*Required task*: Go through the listing and return every line with "Output" in it.

*Records for the task*:
>>

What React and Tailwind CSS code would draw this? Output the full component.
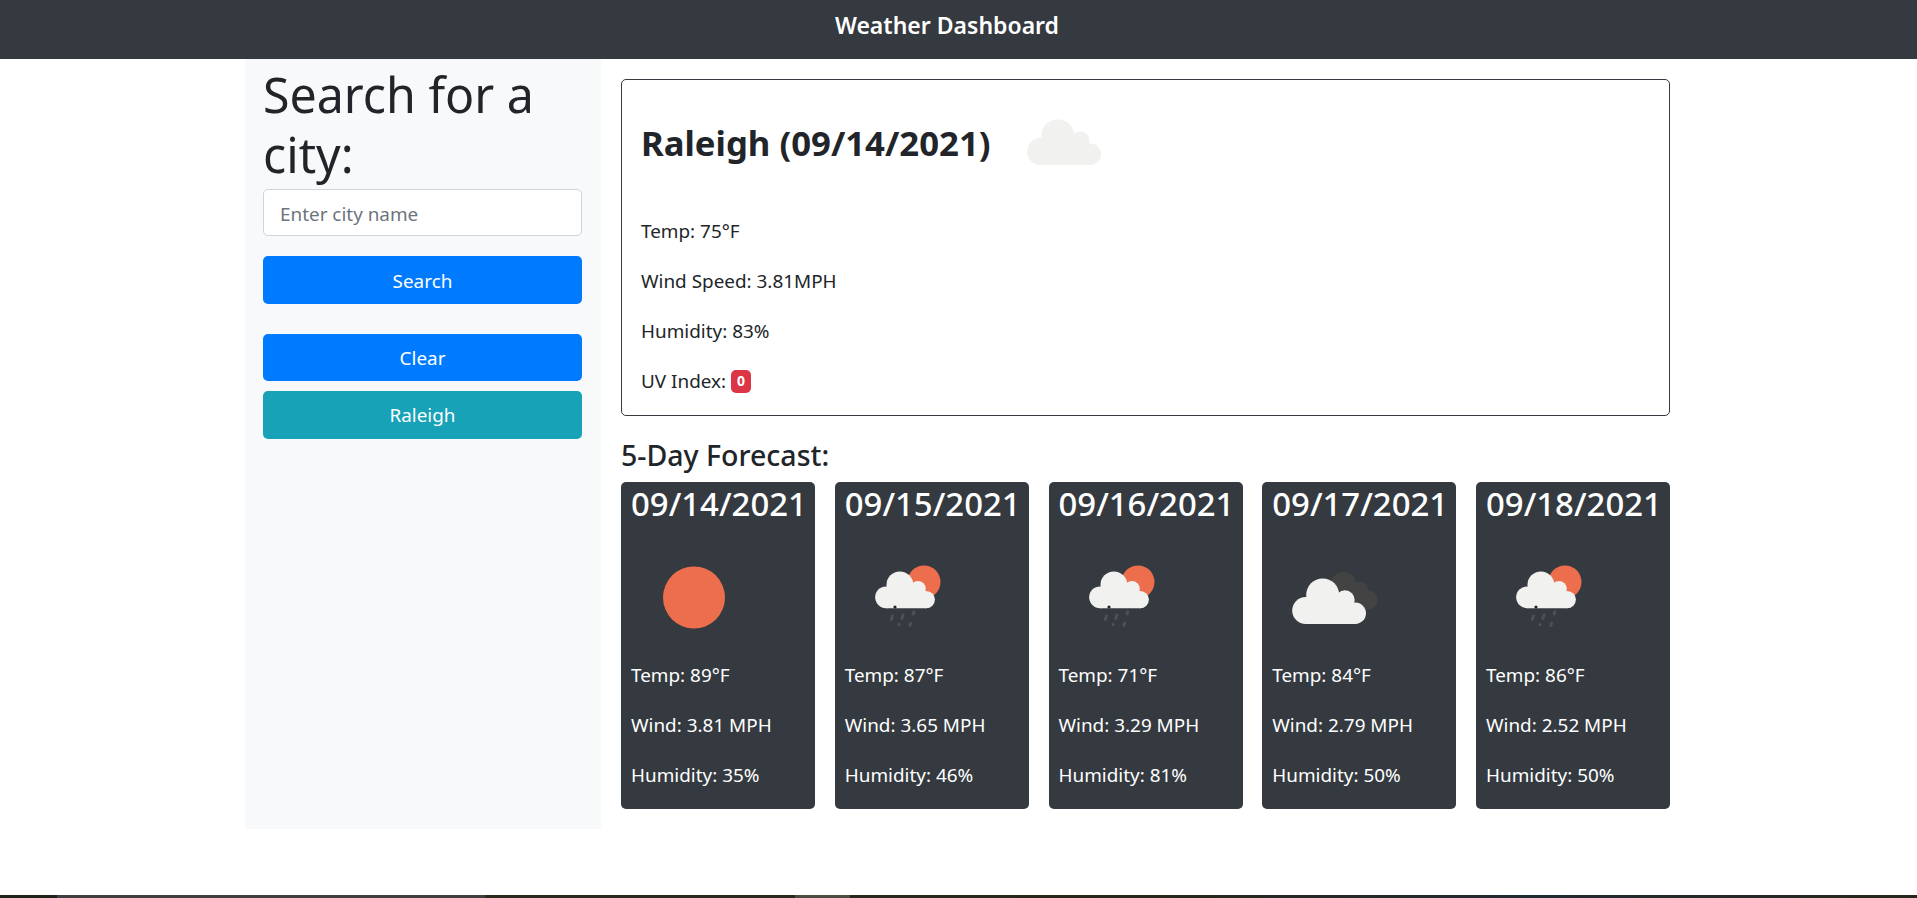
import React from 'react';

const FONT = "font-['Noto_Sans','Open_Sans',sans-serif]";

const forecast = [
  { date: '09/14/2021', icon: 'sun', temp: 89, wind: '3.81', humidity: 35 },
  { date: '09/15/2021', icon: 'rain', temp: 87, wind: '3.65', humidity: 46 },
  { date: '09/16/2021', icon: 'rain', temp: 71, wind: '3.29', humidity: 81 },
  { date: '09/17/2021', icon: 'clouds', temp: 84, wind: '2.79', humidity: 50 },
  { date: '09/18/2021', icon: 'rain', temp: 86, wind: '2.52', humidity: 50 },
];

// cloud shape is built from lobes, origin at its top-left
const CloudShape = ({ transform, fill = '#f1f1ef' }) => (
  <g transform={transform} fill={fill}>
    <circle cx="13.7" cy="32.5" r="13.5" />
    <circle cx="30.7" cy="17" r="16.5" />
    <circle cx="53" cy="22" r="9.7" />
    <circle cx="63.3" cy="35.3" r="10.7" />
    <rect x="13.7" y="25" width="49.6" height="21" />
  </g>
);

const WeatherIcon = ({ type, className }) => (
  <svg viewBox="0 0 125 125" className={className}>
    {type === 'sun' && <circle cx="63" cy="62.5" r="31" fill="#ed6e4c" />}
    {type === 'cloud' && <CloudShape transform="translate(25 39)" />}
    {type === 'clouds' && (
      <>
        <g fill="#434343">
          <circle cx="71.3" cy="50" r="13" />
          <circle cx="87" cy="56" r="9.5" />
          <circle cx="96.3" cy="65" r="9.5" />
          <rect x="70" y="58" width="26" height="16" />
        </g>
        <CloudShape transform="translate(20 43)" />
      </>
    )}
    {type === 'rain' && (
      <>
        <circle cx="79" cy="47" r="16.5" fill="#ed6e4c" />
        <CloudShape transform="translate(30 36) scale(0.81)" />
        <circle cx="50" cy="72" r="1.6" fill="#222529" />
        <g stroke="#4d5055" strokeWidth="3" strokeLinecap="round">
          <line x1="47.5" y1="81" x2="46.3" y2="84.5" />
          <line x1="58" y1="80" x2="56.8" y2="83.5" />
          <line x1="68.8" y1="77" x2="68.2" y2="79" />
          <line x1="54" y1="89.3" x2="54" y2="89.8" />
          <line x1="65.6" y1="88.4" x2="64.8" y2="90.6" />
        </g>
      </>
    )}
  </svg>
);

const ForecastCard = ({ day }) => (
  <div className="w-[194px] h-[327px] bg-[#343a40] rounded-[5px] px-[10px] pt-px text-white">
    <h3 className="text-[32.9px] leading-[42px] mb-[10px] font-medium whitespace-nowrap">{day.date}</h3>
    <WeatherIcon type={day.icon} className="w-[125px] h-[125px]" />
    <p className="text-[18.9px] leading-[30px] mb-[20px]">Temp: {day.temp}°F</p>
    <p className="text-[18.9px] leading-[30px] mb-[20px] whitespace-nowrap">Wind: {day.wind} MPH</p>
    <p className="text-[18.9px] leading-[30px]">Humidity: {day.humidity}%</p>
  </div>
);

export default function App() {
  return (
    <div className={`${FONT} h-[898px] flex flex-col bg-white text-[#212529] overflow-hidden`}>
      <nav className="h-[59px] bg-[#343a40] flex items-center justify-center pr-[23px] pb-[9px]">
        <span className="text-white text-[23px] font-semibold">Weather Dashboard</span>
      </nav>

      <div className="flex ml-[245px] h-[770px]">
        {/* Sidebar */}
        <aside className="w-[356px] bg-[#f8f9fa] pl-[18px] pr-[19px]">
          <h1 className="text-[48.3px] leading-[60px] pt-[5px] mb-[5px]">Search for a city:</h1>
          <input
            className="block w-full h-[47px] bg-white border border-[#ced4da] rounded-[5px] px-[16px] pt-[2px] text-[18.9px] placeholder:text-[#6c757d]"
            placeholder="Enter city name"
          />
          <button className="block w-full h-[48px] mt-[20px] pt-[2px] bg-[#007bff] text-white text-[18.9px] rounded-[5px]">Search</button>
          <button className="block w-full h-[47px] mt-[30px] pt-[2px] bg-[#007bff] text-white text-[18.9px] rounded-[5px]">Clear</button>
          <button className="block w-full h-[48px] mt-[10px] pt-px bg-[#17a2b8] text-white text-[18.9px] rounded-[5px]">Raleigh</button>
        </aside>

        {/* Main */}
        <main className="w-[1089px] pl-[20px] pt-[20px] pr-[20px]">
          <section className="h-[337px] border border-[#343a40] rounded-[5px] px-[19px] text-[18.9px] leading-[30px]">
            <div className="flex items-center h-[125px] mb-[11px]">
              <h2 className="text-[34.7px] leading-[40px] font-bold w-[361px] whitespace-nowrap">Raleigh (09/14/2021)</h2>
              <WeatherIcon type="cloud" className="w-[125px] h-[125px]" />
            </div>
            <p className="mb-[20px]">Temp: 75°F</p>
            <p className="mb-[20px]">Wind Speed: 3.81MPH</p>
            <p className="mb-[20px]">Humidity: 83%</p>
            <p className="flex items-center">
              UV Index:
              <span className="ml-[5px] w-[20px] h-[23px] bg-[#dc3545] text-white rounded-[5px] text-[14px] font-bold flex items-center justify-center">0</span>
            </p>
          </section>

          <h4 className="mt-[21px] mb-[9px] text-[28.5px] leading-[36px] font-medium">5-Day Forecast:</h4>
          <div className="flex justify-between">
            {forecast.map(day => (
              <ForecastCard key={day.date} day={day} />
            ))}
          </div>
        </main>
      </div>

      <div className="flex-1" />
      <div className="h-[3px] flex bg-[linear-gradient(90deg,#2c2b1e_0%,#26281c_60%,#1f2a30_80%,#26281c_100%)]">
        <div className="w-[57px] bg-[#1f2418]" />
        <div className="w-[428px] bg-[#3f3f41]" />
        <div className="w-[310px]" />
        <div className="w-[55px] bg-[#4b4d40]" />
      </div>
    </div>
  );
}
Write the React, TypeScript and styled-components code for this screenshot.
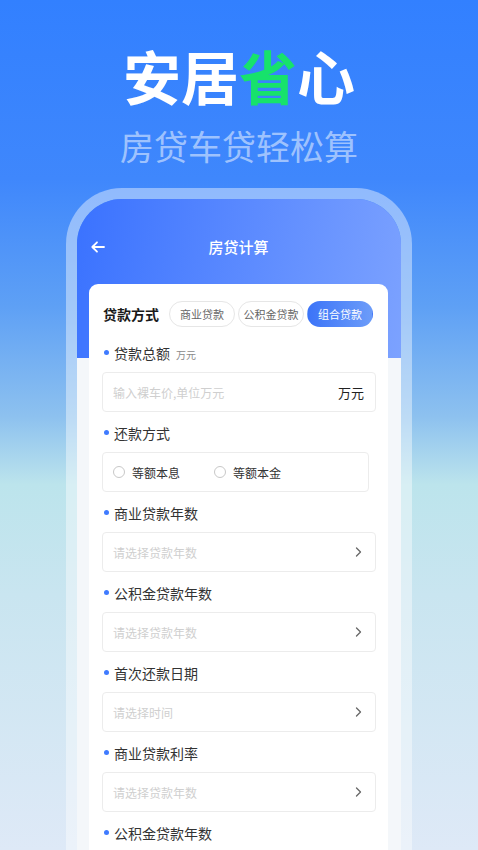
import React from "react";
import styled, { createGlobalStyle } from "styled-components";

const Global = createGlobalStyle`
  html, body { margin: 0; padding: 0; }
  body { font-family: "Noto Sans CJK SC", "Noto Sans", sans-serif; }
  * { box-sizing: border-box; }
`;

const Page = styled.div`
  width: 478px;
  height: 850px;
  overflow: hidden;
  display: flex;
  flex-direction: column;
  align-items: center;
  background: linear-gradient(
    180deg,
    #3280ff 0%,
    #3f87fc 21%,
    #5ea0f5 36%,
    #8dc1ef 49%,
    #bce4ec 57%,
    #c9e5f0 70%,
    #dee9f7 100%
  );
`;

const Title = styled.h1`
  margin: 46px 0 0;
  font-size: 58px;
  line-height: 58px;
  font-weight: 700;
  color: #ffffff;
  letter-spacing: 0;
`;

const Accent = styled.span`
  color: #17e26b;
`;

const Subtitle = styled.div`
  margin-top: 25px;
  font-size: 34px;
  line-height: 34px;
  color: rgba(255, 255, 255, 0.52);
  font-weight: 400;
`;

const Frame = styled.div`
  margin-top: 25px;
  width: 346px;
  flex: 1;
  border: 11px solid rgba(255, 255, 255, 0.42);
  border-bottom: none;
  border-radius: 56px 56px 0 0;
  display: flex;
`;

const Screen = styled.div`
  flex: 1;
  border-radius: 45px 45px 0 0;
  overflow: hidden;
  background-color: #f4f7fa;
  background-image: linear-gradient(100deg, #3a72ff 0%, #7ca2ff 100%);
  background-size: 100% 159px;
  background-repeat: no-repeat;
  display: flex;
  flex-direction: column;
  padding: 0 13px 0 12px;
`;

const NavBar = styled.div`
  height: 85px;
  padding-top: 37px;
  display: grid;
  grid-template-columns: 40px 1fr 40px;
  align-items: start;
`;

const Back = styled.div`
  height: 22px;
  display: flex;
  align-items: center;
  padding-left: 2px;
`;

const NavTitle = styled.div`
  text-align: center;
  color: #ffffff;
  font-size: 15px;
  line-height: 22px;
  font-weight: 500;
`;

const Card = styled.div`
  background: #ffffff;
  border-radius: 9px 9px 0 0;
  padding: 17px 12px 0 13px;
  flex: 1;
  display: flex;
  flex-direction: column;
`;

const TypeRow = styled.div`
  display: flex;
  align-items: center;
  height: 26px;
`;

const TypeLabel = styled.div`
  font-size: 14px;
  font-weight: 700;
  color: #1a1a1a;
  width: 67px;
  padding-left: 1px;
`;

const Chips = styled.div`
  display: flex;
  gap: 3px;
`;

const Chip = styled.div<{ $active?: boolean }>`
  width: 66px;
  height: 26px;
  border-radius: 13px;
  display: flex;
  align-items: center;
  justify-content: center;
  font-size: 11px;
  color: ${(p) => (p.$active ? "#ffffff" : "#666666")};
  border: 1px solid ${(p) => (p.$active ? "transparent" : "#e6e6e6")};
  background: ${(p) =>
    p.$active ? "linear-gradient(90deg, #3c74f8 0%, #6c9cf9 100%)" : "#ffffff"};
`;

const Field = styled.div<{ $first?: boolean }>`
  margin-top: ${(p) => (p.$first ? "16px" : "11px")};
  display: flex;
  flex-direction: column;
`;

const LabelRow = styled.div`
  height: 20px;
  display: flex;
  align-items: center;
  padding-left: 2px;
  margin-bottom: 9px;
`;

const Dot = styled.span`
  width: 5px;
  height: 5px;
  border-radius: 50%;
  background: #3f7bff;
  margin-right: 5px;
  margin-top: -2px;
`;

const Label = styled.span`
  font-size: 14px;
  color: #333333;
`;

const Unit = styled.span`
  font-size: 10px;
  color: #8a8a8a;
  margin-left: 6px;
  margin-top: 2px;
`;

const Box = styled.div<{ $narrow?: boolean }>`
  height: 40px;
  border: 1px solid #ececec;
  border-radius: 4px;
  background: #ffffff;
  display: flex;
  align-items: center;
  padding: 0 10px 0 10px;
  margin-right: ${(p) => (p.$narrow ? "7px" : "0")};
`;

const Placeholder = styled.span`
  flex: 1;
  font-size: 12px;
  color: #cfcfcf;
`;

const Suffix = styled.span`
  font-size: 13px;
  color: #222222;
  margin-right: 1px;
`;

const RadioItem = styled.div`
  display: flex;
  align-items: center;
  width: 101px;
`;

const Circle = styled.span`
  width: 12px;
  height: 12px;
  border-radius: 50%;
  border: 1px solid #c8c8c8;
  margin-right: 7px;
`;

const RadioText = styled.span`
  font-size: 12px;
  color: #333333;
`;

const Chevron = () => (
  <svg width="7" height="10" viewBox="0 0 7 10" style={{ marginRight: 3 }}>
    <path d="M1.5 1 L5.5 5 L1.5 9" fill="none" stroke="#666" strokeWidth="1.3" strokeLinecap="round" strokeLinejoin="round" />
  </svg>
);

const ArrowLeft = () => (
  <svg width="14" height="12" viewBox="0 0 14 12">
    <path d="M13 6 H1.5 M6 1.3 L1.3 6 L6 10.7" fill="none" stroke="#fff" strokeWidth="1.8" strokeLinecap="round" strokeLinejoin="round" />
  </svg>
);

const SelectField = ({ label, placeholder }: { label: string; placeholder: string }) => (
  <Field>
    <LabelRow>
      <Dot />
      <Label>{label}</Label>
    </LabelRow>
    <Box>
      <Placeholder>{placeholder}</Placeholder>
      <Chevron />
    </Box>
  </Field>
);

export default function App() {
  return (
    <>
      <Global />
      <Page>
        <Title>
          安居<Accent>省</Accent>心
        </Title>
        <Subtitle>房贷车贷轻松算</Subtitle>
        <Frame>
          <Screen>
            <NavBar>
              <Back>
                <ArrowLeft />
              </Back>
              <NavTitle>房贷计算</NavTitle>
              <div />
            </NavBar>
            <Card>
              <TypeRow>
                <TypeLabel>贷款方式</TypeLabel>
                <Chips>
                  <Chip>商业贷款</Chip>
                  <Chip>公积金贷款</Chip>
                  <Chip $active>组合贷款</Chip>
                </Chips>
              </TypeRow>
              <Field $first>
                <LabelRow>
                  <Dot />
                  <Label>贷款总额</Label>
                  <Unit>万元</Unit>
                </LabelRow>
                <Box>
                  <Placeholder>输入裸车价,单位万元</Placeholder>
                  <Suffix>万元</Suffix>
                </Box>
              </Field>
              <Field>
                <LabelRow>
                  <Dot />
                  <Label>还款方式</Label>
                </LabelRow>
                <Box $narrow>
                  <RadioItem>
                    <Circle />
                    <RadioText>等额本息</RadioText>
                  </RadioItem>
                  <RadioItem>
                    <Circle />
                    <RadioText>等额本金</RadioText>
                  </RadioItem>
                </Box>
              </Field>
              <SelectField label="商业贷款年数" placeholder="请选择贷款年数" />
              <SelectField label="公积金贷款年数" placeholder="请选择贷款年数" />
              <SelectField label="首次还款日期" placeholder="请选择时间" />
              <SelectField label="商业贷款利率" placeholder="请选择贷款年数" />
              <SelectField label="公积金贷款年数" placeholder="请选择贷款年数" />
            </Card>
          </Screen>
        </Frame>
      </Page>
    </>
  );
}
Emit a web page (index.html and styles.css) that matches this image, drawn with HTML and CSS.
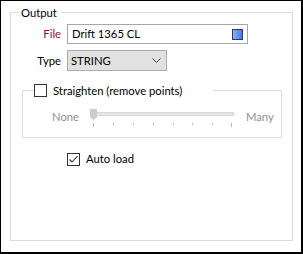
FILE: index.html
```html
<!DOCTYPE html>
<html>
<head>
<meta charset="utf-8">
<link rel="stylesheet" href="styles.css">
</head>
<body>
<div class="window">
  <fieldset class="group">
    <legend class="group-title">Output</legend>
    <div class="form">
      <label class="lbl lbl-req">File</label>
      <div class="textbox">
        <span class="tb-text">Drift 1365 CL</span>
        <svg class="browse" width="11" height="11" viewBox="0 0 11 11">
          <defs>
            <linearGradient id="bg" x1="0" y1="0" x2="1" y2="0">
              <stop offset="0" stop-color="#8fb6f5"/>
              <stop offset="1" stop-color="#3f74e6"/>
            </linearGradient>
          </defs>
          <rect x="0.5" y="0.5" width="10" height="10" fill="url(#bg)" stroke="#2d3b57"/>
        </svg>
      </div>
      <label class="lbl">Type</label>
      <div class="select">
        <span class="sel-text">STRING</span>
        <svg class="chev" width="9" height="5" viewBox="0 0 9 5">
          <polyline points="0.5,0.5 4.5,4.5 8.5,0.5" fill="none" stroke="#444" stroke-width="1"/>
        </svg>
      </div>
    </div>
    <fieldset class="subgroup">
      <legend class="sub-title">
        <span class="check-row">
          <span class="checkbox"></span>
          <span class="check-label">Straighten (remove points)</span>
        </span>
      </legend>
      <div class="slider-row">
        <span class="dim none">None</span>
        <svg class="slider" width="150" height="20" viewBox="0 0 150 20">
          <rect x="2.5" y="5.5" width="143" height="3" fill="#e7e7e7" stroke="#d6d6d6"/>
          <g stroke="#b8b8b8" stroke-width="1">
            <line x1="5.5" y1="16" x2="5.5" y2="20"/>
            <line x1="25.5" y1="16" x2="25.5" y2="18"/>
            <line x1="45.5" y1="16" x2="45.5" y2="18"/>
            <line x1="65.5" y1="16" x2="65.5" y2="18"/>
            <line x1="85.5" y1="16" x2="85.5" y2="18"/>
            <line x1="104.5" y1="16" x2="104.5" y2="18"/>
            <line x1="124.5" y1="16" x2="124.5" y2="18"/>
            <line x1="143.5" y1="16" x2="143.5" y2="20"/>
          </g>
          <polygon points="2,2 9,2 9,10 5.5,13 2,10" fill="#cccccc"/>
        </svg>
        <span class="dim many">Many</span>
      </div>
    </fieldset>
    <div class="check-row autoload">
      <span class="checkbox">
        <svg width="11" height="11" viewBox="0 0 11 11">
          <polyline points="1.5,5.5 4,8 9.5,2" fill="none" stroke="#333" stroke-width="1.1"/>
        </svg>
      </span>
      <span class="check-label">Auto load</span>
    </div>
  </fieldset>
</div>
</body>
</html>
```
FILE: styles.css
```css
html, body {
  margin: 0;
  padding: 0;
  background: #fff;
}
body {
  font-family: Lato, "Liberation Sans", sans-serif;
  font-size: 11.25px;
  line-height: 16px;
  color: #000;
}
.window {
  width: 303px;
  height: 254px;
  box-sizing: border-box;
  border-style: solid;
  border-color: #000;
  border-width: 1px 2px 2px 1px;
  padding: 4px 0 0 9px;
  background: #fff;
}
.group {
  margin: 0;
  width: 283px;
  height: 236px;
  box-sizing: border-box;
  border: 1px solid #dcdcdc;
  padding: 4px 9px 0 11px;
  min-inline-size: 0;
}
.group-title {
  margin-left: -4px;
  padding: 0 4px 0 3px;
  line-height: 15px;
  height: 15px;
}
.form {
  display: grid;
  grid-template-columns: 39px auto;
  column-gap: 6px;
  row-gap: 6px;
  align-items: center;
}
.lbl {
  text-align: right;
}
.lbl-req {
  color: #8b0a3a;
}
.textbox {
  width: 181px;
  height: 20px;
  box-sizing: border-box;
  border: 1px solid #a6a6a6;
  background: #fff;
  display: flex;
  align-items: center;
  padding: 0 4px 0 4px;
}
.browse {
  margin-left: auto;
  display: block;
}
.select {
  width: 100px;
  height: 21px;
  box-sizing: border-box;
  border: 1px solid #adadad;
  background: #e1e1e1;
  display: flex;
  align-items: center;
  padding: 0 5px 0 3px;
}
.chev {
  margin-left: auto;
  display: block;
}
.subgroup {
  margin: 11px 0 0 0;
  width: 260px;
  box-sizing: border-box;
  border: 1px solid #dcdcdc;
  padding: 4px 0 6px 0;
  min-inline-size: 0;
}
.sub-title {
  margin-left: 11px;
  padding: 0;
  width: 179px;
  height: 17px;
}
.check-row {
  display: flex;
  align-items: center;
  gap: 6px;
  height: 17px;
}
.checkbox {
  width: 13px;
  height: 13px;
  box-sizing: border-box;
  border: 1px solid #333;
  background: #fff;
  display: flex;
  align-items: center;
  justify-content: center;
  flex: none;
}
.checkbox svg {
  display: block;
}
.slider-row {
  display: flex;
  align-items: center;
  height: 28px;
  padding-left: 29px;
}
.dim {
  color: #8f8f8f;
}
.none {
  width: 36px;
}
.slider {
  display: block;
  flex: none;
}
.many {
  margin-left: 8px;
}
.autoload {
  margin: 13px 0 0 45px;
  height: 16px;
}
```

<<

*Response to this exercise*:
What React and Tailwind CSS code would draw this? Output the full component.
    <legend class="group-title">Output</legend>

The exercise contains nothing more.